> _DATA SEGMENT_:

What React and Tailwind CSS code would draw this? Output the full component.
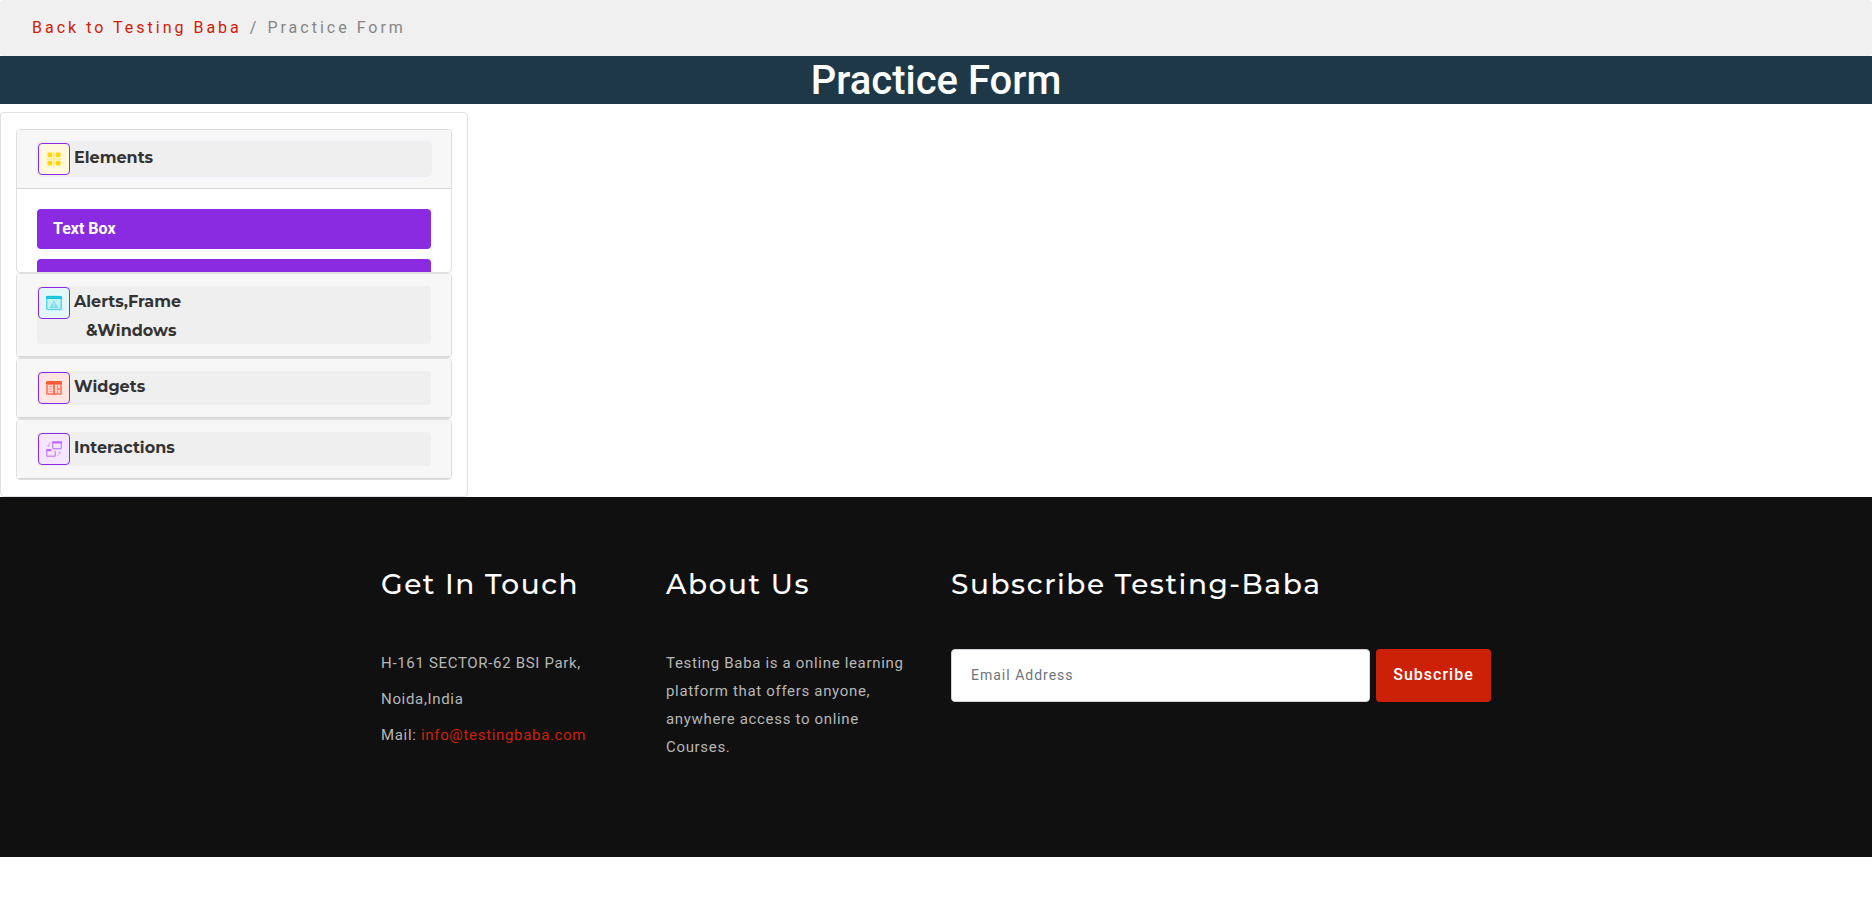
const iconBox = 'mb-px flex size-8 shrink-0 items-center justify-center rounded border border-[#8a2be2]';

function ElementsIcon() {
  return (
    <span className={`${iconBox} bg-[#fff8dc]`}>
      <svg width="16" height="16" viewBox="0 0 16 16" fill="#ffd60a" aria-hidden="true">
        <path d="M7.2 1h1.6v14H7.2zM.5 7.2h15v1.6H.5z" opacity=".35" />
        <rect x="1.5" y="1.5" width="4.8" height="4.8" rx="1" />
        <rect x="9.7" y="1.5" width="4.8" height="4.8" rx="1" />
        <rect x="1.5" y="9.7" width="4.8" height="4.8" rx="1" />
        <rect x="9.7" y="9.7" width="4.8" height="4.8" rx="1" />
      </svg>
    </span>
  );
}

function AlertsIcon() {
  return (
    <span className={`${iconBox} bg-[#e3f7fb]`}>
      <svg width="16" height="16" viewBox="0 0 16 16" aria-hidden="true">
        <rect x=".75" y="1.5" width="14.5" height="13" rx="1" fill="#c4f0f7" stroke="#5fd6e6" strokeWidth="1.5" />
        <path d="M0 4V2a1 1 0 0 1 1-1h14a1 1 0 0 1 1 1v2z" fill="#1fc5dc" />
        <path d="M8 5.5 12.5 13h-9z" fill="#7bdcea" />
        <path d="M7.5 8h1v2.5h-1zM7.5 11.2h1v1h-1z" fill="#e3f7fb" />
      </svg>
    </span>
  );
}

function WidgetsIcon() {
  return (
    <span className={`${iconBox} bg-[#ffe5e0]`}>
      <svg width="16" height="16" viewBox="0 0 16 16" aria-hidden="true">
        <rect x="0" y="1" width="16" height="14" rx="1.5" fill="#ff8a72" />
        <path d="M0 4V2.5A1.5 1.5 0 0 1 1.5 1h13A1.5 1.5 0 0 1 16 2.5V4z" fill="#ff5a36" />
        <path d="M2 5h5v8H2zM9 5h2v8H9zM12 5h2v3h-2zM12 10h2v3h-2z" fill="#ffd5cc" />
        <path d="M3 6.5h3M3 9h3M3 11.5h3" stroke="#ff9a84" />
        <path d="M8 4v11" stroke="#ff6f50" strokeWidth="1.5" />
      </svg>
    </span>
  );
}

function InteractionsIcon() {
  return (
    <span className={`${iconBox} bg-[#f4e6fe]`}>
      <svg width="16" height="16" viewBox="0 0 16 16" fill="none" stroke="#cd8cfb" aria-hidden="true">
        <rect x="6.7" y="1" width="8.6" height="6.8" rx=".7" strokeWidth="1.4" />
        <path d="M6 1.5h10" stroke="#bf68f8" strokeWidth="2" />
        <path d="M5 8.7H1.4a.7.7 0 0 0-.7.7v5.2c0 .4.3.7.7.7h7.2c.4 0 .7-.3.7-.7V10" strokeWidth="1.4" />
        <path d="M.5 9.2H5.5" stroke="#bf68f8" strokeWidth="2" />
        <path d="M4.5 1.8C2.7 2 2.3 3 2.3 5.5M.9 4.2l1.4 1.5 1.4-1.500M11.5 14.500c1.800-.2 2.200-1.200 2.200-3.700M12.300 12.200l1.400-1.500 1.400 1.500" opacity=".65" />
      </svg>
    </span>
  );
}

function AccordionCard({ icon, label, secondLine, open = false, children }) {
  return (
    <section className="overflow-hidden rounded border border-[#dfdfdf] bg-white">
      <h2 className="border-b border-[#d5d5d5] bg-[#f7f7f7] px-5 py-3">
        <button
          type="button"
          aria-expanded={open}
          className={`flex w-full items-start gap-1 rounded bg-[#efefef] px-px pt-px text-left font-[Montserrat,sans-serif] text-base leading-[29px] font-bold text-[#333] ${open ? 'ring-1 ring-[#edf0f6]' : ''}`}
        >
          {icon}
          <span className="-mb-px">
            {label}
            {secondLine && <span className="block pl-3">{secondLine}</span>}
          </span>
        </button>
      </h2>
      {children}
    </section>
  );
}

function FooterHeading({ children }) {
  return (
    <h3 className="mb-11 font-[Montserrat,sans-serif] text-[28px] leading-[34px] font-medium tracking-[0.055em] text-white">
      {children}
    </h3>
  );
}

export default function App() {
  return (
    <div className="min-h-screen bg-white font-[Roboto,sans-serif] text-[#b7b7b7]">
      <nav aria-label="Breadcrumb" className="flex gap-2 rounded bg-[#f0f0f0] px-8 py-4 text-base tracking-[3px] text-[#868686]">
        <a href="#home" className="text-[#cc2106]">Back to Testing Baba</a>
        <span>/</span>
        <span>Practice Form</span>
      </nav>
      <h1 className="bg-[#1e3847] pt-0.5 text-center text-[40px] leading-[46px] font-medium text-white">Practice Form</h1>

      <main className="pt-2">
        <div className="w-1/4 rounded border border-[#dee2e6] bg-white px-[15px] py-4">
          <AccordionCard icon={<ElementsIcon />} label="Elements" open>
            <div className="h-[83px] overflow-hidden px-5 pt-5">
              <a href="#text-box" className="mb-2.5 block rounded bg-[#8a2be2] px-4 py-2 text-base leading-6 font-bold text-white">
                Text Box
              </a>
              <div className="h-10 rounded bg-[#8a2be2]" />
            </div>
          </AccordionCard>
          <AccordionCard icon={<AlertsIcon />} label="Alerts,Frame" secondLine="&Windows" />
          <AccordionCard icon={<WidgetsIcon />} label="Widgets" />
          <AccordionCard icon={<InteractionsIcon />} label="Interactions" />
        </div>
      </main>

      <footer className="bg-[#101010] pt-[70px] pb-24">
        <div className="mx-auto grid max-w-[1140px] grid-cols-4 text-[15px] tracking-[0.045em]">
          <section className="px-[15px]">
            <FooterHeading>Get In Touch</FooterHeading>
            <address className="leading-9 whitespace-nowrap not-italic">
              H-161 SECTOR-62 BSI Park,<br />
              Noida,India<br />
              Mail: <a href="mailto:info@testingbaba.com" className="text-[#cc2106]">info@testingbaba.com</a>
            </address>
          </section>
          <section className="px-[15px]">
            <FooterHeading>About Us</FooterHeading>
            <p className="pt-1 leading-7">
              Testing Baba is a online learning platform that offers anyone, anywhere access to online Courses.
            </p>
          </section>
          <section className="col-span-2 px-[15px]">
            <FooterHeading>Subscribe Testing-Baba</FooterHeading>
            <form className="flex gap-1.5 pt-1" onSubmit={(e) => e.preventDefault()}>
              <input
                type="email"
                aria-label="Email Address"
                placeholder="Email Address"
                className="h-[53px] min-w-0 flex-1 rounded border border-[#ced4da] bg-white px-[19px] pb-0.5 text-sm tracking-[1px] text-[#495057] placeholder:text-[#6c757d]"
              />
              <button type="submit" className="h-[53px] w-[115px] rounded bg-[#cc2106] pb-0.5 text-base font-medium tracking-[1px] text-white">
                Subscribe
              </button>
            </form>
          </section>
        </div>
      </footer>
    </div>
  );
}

> _WORK TO BE COMPLETED_: Extract, word for word, each line from the top of the data down to and including the line with "const iconBox = 'mb-px"; skip the pictures.

> _SOLUTION FOR THIS TASK_:
What React and Tailwind CSS code would draw this? Output the full component.
const iconBox = 'mb-px flex size-8 shrink-0 items-center justify-center rounded border border-[#8a2be2]';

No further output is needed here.